** START OF PROVIDED RECORDS **

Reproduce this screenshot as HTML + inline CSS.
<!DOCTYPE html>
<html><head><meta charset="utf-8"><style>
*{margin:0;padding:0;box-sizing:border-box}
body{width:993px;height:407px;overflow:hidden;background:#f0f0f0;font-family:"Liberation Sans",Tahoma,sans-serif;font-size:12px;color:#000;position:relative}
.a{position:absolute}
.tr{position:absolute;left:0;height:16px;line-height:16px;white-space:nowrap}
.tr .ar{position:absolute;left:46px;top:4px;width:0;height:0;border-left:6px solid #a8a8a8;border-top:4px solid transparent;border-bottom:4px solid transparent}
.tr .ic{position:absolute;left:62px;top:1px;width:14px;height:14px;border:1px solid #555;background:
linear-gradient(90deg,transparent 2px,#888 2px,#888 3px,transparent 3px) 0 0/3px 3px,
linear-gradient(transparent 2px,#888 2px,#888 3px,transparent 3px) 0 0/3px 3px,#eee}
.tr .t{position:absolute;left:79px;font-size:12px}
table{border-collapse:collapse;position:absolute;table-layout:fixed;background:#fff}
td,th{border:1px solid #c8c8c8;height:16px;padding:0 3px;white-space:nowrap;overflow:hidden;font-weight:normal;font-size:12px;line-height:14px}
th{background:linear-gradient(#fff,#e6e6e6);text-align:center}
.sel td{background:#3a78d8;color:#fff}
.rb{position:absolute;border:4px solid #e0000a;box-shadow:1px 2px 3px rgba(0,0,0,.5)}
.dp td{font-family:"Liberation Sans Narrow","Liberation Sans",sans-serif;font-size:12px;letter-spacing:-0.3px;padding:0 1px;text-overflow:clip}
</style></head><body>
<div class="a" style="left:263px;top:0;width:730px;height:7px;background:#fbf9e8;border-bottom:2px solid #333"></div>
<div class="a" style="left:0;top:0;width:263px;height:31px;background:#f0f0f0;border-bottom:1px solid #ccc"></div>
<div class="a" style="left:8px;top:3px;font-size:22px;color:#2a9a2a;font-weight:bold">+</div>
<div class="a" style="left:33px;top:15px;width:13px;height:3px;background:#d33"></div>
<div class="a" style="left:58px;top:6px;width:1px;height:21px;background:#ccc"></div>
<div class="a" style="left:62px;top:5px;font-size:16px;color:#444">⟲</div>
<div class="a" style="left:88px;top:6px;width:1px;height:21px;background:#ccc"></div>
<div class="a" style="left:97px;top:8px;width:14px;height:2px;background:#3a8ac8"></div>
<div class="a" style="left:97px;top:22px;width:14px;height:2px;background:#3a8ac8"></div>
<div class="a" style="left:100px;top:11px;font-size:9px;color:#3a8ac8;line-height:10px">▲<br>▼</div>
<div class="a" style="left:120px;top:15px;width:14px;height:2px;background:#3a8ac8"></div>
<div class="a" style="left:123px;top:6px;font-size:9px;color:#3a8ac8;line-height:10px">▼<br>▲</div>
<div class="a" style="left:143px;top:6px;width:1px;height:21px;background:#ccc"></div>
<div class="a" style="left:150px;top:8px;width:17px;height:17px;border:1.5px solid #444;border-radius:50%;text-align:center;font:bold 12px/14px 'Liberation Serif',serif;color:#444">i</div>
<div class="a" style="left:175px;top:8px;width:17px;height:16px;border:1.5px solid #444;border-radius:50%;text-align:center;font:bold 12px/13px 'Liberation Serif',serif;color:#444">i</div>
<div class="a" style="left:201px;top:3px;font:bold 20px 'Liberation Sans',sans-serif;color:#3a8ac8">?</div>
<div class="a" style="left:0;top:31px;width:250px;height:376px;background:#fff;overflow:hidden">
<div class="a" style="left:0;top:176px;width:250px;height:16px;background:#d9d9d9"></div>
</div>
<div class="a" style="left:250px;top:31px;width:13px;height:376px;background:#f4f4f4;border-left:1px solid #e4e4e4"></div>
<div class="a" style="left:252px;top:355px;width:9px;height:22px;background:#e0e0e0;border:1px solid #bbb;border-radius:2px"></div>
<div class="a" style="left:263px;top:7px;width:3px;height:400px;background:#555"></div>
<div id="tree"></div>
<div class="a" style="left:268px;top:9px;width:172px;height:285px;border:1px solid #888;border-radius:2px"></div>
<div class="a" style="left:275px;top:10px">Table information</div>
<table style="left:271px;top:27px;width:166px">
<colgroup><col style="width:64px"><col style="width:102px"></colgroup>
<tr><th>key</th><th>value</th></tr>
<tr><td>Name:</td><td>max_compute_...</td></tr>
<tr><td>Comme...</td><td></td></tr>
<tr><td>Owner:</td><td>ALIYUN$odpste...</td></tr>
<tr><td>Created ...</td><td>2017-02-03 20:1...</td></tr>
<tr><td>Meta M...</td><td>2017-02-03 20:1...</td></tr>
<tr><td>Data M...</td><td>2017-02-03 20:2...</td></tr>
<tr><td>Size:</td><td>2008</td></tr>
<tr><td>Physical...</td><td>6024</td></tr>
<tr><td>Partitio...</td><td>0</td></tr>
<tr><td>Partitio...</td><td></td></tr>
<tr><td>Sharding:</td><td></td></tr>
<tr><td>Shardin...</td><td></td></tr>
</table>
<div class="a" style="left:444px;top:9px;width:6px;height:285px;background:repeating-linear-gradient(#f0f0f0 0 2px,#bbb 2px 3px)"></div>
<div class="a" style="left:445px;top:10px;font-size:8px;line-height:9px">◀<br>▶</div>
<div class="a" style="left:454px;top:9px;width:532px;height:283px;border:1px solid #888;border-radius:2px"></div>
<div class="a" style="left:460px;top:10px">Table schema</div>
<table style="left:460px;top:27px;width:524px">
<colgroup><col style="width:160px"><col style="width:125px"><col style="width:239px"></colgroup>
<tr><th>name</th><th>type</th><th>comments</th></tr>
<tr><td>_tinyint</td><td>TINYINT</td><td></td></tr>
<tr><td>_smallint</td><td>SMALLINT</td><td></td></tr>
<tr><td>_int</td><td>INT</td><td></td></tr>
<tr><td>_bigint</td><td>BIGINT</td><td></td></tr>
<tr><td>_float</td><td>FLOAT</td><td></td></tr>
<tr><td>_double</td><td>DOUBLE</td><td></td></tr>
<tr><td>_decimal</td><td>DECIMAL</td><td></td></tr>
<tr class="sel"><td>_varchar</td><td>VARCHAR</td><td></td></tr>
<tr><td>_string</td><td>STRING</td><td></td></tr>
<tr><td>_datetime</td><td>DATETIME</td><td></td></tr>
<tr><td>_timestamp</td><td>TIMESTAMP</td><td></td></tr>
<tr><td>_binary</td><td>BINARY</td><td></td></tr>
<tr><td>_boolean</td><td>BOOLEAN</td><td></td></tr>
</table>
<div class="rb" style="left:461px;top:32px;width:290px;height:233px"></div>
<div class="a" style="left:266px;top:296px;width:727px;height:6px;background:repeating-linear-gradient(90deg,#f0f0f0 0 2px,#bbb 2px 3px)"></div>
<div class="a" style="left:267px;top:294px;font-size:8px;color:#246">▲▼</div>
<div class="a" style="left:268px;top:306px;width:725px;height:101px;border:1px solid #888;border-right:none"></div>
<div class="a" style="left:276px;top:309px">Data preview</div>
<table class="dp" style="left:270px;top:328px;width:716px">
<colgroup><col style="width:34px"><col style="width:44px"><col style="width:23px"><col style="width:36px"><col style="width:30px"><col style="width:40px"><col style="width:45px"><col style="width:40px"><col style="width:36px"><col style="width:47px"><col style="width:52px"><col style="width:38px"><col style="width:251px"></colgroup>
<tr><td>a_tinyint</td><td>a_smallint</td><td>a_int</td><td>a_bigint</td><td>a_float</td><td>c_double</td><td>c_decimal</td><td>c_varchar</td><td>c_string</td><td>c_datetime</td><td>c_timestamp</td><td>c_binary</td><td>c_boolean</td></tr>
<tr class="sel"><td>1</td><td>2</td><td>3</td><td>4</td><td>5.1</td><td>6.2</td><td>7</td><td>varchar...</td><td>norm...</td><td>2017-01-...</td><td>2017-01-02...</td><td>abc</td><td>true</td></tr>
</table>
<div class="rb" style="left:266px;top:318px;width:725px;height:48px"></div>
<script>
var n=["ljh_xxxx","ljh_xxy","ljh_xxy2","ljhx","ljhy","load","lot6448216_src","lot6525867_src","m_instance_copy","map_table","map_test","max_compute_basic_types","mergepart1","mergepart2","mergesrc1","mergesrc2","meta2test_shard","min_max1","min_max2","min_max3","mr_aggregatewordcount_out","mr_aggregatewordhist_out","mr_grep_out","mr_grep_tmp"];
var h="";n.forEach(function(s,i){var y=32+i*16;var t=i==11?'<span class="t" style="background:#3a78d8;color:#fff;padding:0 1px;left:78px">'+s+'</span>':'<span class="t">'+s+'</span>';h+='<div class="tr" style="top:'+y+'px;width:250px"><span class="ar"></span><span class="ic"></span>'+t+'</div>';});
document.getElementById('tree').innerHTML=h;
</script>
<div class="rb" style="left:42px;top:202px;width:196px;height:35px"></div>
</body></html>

** END OF PROVIDED RECORDS **
** START OF PROVIDED RECORDS **

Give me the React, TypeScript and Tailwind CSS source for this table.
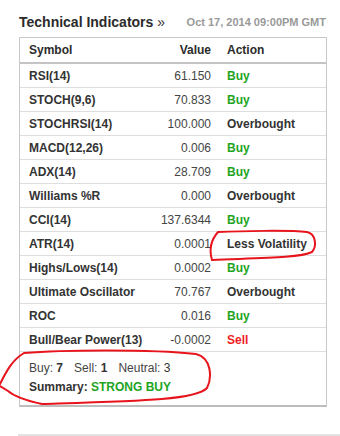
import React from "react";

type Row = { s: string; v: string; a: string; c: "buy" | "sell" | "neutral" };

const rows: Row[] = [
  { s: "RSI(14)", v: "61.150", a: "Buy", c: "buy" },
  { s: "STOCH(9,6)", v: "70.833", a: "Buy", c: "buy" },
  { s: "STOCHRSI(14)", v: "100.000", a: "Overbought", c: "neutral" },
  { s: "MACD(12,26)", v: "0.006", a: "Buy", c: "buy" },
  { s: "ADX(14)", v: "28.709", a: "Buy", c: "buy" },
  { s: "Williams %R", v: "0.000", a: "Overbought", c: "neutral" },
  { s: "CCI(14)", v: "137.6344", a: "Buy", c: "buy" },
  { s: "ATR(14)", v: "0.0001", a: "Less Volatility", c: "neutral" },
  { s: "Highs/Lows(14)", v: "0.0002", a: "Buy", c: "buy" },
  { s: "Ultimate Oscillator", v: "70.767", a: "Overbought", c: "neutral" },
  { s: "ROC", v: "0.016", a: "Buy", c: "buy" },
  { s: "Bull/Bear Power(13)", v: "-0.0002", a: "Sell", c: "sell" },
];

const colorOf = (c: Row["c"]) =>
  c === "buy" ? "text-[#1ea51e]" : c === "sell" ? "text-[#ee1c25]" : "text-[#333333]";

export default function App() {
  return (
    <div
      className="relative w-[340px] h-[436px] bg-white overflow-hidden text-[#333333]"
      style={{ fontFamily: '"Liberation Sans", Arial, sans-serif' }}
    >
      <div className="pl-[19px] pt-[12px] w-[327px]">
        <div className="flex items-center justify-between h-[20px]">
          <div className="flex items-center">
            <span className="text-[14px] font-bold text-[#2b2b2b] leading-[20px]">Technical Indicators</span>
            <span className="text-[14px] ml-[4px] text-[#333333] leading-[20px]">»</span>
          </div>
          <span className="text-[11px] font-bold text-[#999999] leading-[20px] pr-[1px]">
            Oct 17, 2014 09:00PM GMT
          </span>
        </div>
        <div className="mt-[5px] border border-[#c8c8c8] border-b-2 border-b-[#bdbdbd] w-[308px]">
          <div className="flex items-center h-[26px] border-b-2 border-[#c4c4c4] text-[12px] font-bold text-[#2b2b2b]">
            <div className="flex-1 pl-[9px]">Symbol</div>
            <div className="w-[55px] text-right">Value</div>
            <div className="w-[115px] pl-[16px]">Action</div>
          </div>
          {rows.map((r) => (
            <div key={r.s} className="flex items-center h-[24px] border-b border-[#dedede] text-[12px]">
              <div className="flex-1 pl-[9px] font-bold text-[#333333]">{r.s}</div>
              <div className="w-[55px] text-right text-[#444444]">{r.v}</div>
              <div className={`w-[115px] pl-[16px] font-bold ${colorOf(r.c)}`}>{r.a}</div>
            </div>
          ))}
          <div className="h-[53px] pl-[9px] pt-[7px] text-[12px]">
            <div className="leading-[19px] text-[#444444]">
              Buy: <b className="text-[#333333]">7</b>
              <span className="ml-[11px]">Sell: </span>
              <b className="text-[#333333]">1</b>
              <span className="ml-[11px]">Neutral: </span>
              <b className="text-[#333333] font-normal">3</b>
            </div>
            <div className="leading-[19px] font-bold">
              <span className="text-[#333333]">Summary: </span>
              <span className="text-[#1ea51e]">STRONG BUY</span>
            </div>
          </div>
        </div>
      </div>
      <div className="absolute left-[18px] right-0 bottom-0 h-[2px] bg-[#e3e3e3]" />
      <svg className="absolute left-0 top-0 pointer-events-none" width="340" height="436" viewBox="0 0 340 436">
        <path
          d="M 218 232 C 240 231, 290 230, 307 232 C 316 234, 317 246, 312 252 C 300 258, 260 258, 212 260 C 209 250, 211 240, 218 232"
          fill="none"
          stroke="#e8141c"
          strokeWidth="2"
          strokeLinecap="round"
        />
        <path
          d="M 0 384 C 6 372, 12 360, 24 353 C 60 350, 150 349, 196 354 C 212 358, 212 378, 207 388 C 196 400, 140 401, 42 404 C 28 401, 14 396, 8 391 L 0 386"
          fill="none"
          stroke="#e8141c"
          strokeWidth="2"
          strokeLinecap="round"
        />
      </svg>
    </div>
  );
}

** END OF PROVIDED RECORDS **
** START OF PROVIDED RECORDS **

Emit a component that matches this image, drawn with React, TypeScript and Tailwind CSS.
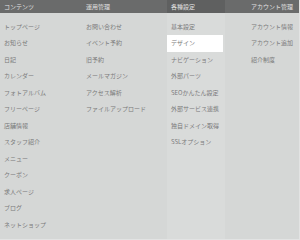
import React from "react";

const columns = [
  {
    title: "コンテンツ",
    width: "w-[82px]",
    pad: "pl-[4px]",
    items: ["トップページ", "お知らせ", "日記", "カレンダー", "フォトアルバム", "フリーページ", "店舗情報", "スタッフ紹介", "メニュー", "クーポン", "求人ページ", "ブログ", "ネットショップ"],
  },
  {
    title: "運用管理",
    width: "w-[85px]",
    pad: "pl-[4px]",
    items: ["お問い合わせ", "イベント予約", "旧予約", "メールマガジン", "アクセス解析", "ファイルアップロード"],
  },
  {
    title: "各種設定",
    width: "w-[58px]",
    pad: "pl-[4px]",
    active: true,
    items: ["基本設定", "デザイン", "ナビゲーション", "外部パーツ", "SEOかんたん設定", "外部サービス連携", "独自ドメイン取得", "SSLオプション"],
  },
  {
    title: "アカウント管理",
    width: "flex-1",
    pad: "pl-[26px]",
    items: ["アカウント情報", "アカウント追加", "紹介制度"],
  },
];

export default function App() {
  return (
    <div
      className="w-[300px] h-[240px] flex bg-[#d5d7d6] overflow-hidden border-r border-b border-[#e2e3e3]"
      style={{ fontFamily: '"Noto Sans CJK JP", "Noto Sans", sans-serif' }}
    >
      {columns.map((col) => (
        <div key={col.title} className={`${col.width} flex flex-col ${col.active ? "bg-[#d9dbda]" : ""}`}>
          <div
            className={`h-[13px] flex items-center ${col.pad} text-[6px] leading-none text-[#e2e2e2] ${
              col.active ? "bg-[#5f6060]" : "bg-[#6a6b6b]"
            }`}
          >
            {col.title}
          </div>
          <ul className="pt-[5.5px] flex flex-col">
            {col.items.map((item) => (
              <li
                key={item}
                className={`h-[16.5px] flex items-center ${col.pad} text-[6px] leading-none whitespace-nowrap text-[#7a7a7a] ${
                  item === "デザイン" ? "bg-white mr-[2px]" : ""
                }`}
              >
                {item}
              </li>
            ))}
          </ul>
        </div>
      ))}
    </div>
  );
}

** END OF PROVIDED RECORDS **

▶ [WHAT YOU SHOULD DO]:
Write out each line of the data that holds the string "Tailwind".

▶ [EXERCISE RESULT]:
Give me the React, TypeScript and Tailwind CSS source for this table.
Emit a component that matches this image, drawn with React, TypeScript and Tailwind CSS.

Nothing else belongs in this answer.